The jury's verdict and their special finding that the defendant stole $27,169.14 are unequivocal indications that they accepted the supervisor's determination of the amount taken from the defendant's last store. Whether or not the jury could have reasonably believed that approximately $11,000 of that amount was returned to a different store rather than kept by the defendant, their verdict necessarily evidences a finding of theft of more than $15,000 by the defendant during his four-month tenure as manager. Under these circumstances, it is beyond dispute that any instructional error could have had no impact on either the level of conviction or sentence.
IV.
Although the court of appeals mistakenly believed that the evidence supported the commission of a single offense of "theft by deception," which continued, and included everything taken by Roberts until the deception ended, the failure of the district court to include the statutory six-month limitation in the jury's elemental instruction was harmless. The judgment of the court of appeals, affirming the defendant's conviction and sentence, is therefore affirmed.
NOTES
[1] In 2007, the General Assembly amended the statute, limiting class-three-felony theft to thefts involving $20,000 or more. Ch. 384, sec. 3, § 18-4-401, 2007 Colo. Sess. Laws 1690-91.

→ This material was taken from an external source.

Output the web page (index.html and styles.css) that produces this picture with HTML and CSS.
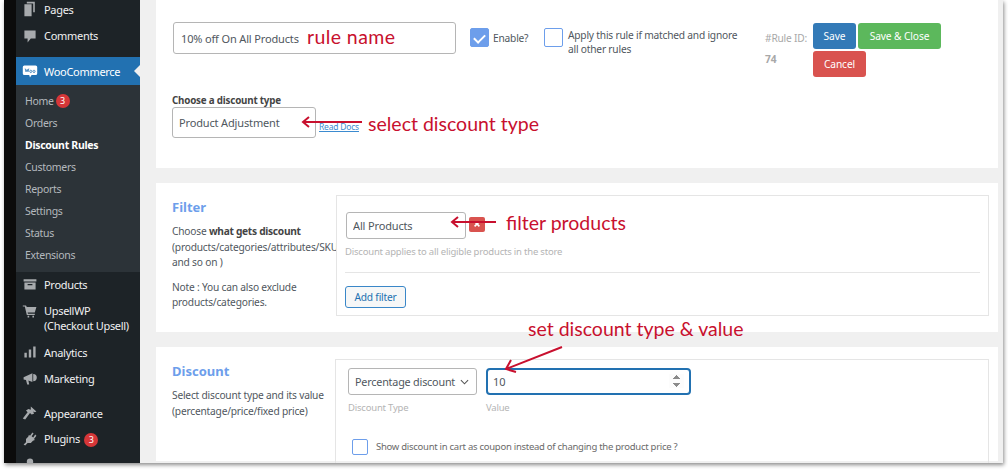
FILE: index.html
```html
<!DOCTYPE html>
<html lang="en">

<head>
  <meta charset="UTF-8" />
  <meta name="viewport" content="width=device-width, initial-scale=1.0" />
  <title>Discount Rules</title>
  <link rel="stylesheet" href="styles.css">
</head>

<body>
  <div class="window">
    <div class="edge"></div>

    <!-- Admin menu -->
    <nav class="sidebar">
      <ul class="menu menu-top">
        <li class="menu-item">
          <svg class="icon" viewBox="0 0 20 20"><path d="M6 1h10v13h-2V3H6zM3 4h9v15H3z" /></svg>
          <span>Pages</span>
        </li>
        <li class="menu-item">
          <svg class="icon" viewBox="0 0 20 20"><path d="M3 3h14v10h-6l-4 5v-5H3z" /></svg>
          <span>Comments</span>
        </li>
      </ul>

      <div class="menu-current">
        <svg class="icon woo" viewBox="0 0 20 20">
          <path class="woo-bg" d="M3 3h14a2 2 0 0 1 2 2v8a2 2 0 0 1-2 2h-5l-2 3-1-3H3a2 2 0 0 1-2-2V5a2 2 0 0 1 2-2z" />
          <path class="woo-mark" d="M4 7l1 4 1.500-3 1 3 1-4M11 9a1.300 1.500 0 1 0 .01 0M15 9a1.300 1.500 0 1 0 .01 0" />
        </svg>
        <span>WooCommerce</span>
      </div>

      <ul class="submenu">
        <li>Home <b class="badge">3</b></li>
        <li>Orders</li>
        <li class="active">Discount Rules</li>
        <li>Customers</li>
        <li>Reports</li>
        <li>Settings</li>
        <li>Status</li>
        <li>Extensions</li>
      </ul>

      <ul class="menu menu-lower">
        <li class="menu-item">
          <svg class="icon" viewBox="0 0 20 20"><path d="M2 4h16v3H2zM3 8h14v9H3zM7 10v1.500h6V10z" fill-rule="evenodd" /></svg>
          <span>Products</span>
        </li>
        <li class="menu-item menu-tall">
          <svg class="icon" viewBox="0 0 20 20"><path d="M1 3h4l1 2h12l-2 7H7l.5 1.500H16V15H6L3.500 4.500H1zM7 16h2v2H7zM13 16h2v2h-2z" /></svg>
          <span>UpsellWP<br>(Checkout Upsell)</span>
        </li>
        <li class="menu-item">
          <svg class="icon" viewBox="0 0 20 20"><path d="M3 11h3v6H3zM8.500 7h3v10h-3zM14 3h3v14h-3z" /></svg>
          <span>Analytics</span>
        </li>
        <li class="menu-item">
          <svg class="icon" viewBox="0 0 20 20"><path d="M2 9l11-5v11l-5-2 1 5H6.500L5 12.500 2 12zM14 5a4.500 4.500 0 0 1 0 9z" /></svg>
          <span>Marketing</span>
        </li>
        <li class="menu-item menu-gap">
          <svg class="icon" viewBox="0 0 20 20"><path d="M11 2l7 6-2 1-2-1 1 3-3 1-2-2-6 8-3-1 6-8-2-2 3-2 3 1z" /></svg>
          <span>Appearance</span>
        </li>
        <li class="menu-item">
          <svg class="icon" viewBox="0 0 20 20"><path d="M13 2l1.500 1-2.500 3.500 2 1.500 2.500-3.500L18 6l-3 4 1 1-1 1-1 0-3 3-4 0-3 3-2-1 3-3 0-4 3-3 0-1 1-1 1 1z" /></svg>
          <span>Plugins <b class="badge badge-plugins">3</b></span>
        </li>
        <li class="menu-item">
          <svg class="icon" viewBox="0 0 20 20"><path d="M10 2a4 4 0 1 1 0 8 4 4 0 0 1 0-8zM3 18c0-5 3-7 7-7s7 2 7 7z" /></svg>
        </li>
      </ul>
    </nav>

    <main class="content">
      <!-- Rule name and actions -->
      <section class="card card-rule">
        <div class="rule-row">
          <input class="field rule-name" type="text" value="10% off On All Products" />
          <label class="check-label enable">
            <input class="check" type="checkbox" checked />
            <span>Enable?</span>
          </label>
          <label class="check-label exclusive">
            <input class="check" type="checkbox" />
            <span>Apply this rule if matched and ignore all other rules</span>
          </label>
          <div class="rule-id">
            <span>#Rule ID:</span>
            <b>74</b>
          </div>
          <div class="actions">
            <button class="btn btn-save">Save</button>
            <button class="btn btn-close">Save &amp; Close</button>
            <button class="btn btn-cancel">Cancel</button>
          </div>
        </div>

        <div class="type-block">
          <label class="type-label">Choose a discount type</label>
          <div class="type-row">
            <select class="field type-select">
              <option>Product Adjustment</option>
            </select>
            <a class="docs" href="#">Read Docs</a>
          </div>
        </div>
      </section>

      <!-- Filter -->
      <section class="card card-split card-filter">
        <div class="intro">
          <h3>Filter</h3>
          <p>Choose <b>what gets discount</b><br>(products/categories/attributes/SKUs<br>and so on )</p>
          <p>Note : You can also exclude<br>products/categories.</p>
        </div>
        <div class="panel">
          <div class="filter-row">
            <select class="field filter-select">
              <option>All Products</option>
            </select>
            <button class="remove">
              <svg viewBox="0 0 10 10"><path d="M2 2l6 6M8 2L2 8" /></svg>
            </button>
          </div>
          <p class="hint">Discount applies to all eligible products in the store</p>
          <hr class="divider" />
          <button class="add-filter">Add filter</button>
        </div>
      </section>

      <!-- Discount -->
      <section class="card card-split card-discount">
        <div class="intro">
          <h3>Discount</h3>
          <p>Select discount type and its value<br>(percentage/price/fixed price)</p>
        </div>
        <div class="panel">
          <div class="value-row">
            <div class="value-col">
              <select class="field percent-select">
                <option>Percentage discount</option>
              </select>
              <span class="hint">Discount Type</span>
            </div>
            <div class="value-col">
              <input class="field value-input" type="number" value="10" />
              <span class="hint">Value</span>
            </div>
          </div>
          <label class="check-label coupon">
            <input class="check" type="checkbox" />
            <span>Show discount in cart as coupon instead of changing the product price ?</span>
          </label>
        </div>
      </section>
    </main>
  </div>

  <!-- Annotations drawn over the screenshot -->
  <span class="note note-name">rule name</span>
  <span class="note note-type">select discount type</span>
  <span class="note note-filter">filter products</span>
  <span class="note note-value">set discount type &amp; value</span>

  <svg class="arrows" viewBox="0 0 1008 471">
    <path d="M362 122H303M309 117l-6 5 6 5" />
    <path d="M496 222H452M458 217l-6 5 6 5" />
    <path d="M562 347L506 369M516 372l-10-3 5-9" />
  </svg>
</body>

</html>
```

FILE: styles.css
```css
* {
  margin: 0;
  padding: 0;
  box-sizing: border-box;
  font-family: "Noto Sans", "Open Sans", sans-serif;
}

body {
  background-color: #fff;
  height: 471px;
  overflow: hidden;
  padding-left: 4px;
}

ul {
  list-style: none;
}

.window {
  display: flex;
  width: 999px;
  height: 463px;
  overflow: hidden;
  background: #f0f0f0;
  box-shadow: 1px 2px 4px rgba(0, 0, 0, 0.45);
}

.edge {
  width: 12px;
  flex-shrink: 0;
  background: #0b0b0b;
}

/* Admin menu */
.sidebar {
  width: 124px;
  flex-shrink: 0;
  background: #1d2327;
  color: #f0f0f1;
  font-size: 11px;
  letter-spacing: -0.3px;
}

.menu-item {
  display: flex;
  align-items: center;
  gap: 6px;
  height: 26px;
  padding-left: 6px;
  line-height: 15px;
}

.menu-top {
  margin-top: -4px;
  height: 61px;
}

.menu-top .menu-item {
  margin-bottom: 0.5px;
}

.icon {
  width: 16px;
  height: 16px;
  flex-shrink: 0;
  fill: #a7aaad;
}

.menu-current {
  display: flex;
  align-items: center;
  gap: 6px;
  position: relative;
  height: 28px;
  padding-left: 6px;
  background: #2271b1;
  color: #fff;
}

.menu-current::after {
  content: "";
  position: absolute;
  right: 0;
  top: 8px;
  border: 6px solid transparent;
  border-right-color: #f0f0f0;
  border-left-width: 0;
}

.woo .woo-bg {
  fill: #fff;
}

.woo .woo-mark {
  fill: none;
  stroke: #2271b1;
  stroke-width: 1;
}

.submenu {
  height: 187px;
  padding-top: 5px;
  background: #2c3338;
  color: #b4b9be;
  font-size: 10.5px;
  letter-spacing: -0.3px;
}

.submenu li {
  display: flex;
  align-items: center;
  gap: 2px;
  height: 22px;
  padding-left: 9px;
}

.submenu .active {
  color: #fff;
  font-weight: 700;
}

.badge {
  display: inline-block;
  width: 14px;
  height: 14px;
  border-radius: 50%;
  background: #d63638;
  color: #fff;
  font-size: 9px;
  font-weight: 400;
  letter-spacing: 0;
  line-height: 14px;
  text-align: center;
}

.badge-plugins {
  margin-left: 2px;
}

.menu-lower {
  margin-top: -1px;
}

.menu-tall {
  align-items: flex-start;
  height: 42px;
  padding-top: 6px;
}

.menu-gap {
  margin-top: 9px;
}

/* Content */
.content {
  flex: 1;
  display: flex;
  flex-direction: column;
  gap: 15px;
  padding: 0 5px 0 16px;
  color: #50575e;
  font-size: 10.2px;
  letter-spacing: -0.2px;
}

.card {
  flex-shrink: 0;
  background: #fff;
}

.card-rule {
  height: 168px;
  padding: 22px 0 0 17px;
}

.rule-row {
  display: flex;
  align-items: flex-start;
}

.field {
  display: block;
  border: 1px solid #b5b5b5;
  border-radius: 3px;
  background: #fff;
  color: #50575e;
  font-size: 11px;
  letter-spacing: -0.15px;
  outline: none;
}

.rule-name {
  width: 283px;
  height: 32px;
  padding: 0 7px;
  border-width: 1.500px;
}

.check-label {
  display: flex;
  line-height: 14px;
}

.check {
  appearance: none;
  position: relative;
  display: block;
  width: 19px;
  height: 19px;
  flex-shrink: 0;
  border: 1.500px solid #6d9eeb;
  border-radius: 2px;
  background: #fff;
}

.check:checked {
  background: #6d9eeb;
}

.check:checked::before {
  content: "";
  position: absolute;
  left: 5px;
  top: 3px;
  width: 5px;
  height: 9px;
  border: solid #fff;
  border-width: 0 2px 2px 0;
  transform: rotate(45deg);
}

.enable {
  align-items: center;
  gap: 4px;
  width: 59px;
  margin: 6px 0 0 14px;
}

.exclusive {
  gap: 5px;
  width: 196px;
  margin: 6px 0 0 15px;
}

.rule-id {
  display: flex;
  flex-direction: column;
  gap: 7px;
  width: 48px;
  margin: 9px 0 0 25px;
  color: #a8a8a8;
  line-height: 14px;
  white-space: nowrap;
}

.actions {
  display: flex;
  flex-wrap: wrap;
  gap: 2px;
  width: 130px;
  margin-top: 1px;
}

.btn {
  height: 26px;
  border: 1px solid transparent;
  border-radius: 3px;
  color: #fff;
  font-size: 10.2px;
  letter-spacing: -0.1px;
}

.btn-save {
  width: 43px;
  background: #337ab7;
}

.btn-close {
  width: 83px;
  background: #5cb85c;
}

.btn-cancel {
  width: 53px;
  background: #d9534f;
}

.type-block {
  margin: 17px 0 0 -1px;
}

.type-label {
  display: block;
  color: #444;
  font-size: 9.800px;
  font-weight: 700;
  line-height: 13px;
}

.type-row {
  display: flex;
  align-items: flex-end;
  gap: 3px;
}

.type-select {
  appearance: none;
  width: 144px;
  height: 31px;
  padding-left: 6px;
}

.docs {
  margin-bottom: 6px;
  color: #3b8bd0;
  font-size: 8.500px;
}

.card-split {
  display: flex;
  padding: 12px 9px 0 16px;
}

.card-filter {
  height: 149px;
}

.card-discount {
  height: 114px;
}

.intro {
  width: 164px;
  flex-shrink: 0;
  overflow: hidden;
  white-space: nowrap;
  line-height: 15.500px;
}

.card-discount .intro {
  width: 163px;
}

.intro h3 {
  margin: 5px 0 9px;
  color: #6d9eeb;
  font-size: 13px;
  letter-spacing: 0;
  line-height: 15px;
}

.intro p {
  margin-bottom: 9px;
}

.intro b {
  color: #444;
  letter-spacing: -0.3px;
}

.panel {
  flex: 1;
  height: 121px;
  padding: 15px 8px 0 8px;
  border: 1px solid #e5e5e5;
}

.filter-row {
  display: flex;
  align-items: center;
  gap: 3px;
  margin: 1px 0 0 1px;
}

.filter-select {
  appearance: none;
  width: 120px;
  height: 27px;
  padding-left: 6px;
}

.remove {
  display: flex;
  align-items: center;
  justify-content: center;
  width: 16px;
  height: 15px;
  margin-top: -3px;
  border: none;
  border-radius: 2px;
  background: #d9534f;
}

.remove svg {
  width: 8px;
  height: 8px;
  fill: none;
  stroke: #fff;
  stroke-width: 2;
}

.hint {
  color: #b4b4b4;
  font-size: 9.500px;
  letter-spacing: -0.2px;
}

.card-filter .hint {
  margin-top: 6px;
  line-height: 13px;
}

.divider {
  height: 1px;
  margin: 14px 0 13px;
  border: none;
  background: #e5e5e5;
}

.add-filter {
  width: 61px;
  height: 22px;
  border: 1px solid #3a87c8;
  border-radius: 3px;
  background: #f6f7f7;
  color: #2271b1;
  font-size: 10.2px;
  letter-spacing: -0.2px;
}

.card-discount .panel {
  padding: 8px 8px 0 12px;
}

.value-row {
  display: flex;
  gap: 9px;
}

.value-col {
  display: flex;
  flex-direction: column;
  gap: 6px;
}

.percent-select {
  appearance: none;
  width: 129px;
  height: 27px;
  padding-left: 6px;
  font-size: 10.8px;
  letter-spacing: -0.2px;
  background: #fff url("data:image/svg+xml,%3Csvg xmlns='http://www.w3.org/2000/svg' viewBox='0 0 10 6'%3E%3Cpath d='M1 1l4 4 4-4' fill='none' stroke='%23555' stroke-width='1.200'/%3E%3C/svg%3E") no-repeat right 7px center / 9px 6px;
}

.value-input {
  width: 205px;
  height: 27px;
  padding: 0 5px;
  border: 2px solid #2271b1;
  border-radius: 4px;
}

.value-input::-webkit-inner-spin-button {
  opacity: 1;
}

.coupon {
  align-items: center;
  gap: 8px;
  margin: 25px 0 0 4px;
  color: #6a6a6a;
  font-size: 9.500px;
  letter-spacing: -0.27px;
}

.coupon .check {
  width: 16px;
  height: 16px;
}

/* Annotations */
.note {
  position: absolute;
  color: #c8102e;
  font-family: "Lato", sans-serif;
  font-size: 19.500px;
  line-height: 24px;
  white-space: nowrap;
}

.note-name {
  left: 307px;
  top: 25px;
  letter-spacing: 0.4px;
}

.note-type {
  left: 368px;
  top: 112px;
}

.note-filter {
  left: 506px;
  top: 211px;
}

.note-value {
  left: 528px;
  top: 317px;
}

.arrows {
  position: absolute;
  left: 0;
  top: 0;
  width: 1008px;
  height: 471px;
  fill: none;
  stroke: #c8102e;
  stroke-width: 2;
  pointer-events: none;
}
```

[2] See § 18-1.3-401(8)(a)(III), C.R.S. (2008).
[3] It is worth noting that any separate designation of "theft by deception" as a continuing offense for purposes of a limitations period would be wholly unnecessary in light of the general statute of limitations provision including "theft" among those crimes for which the limitations period does not begin to run until discovery of the criminal act. See § 16-5-401(4.5)(c), C.R.S. (2008).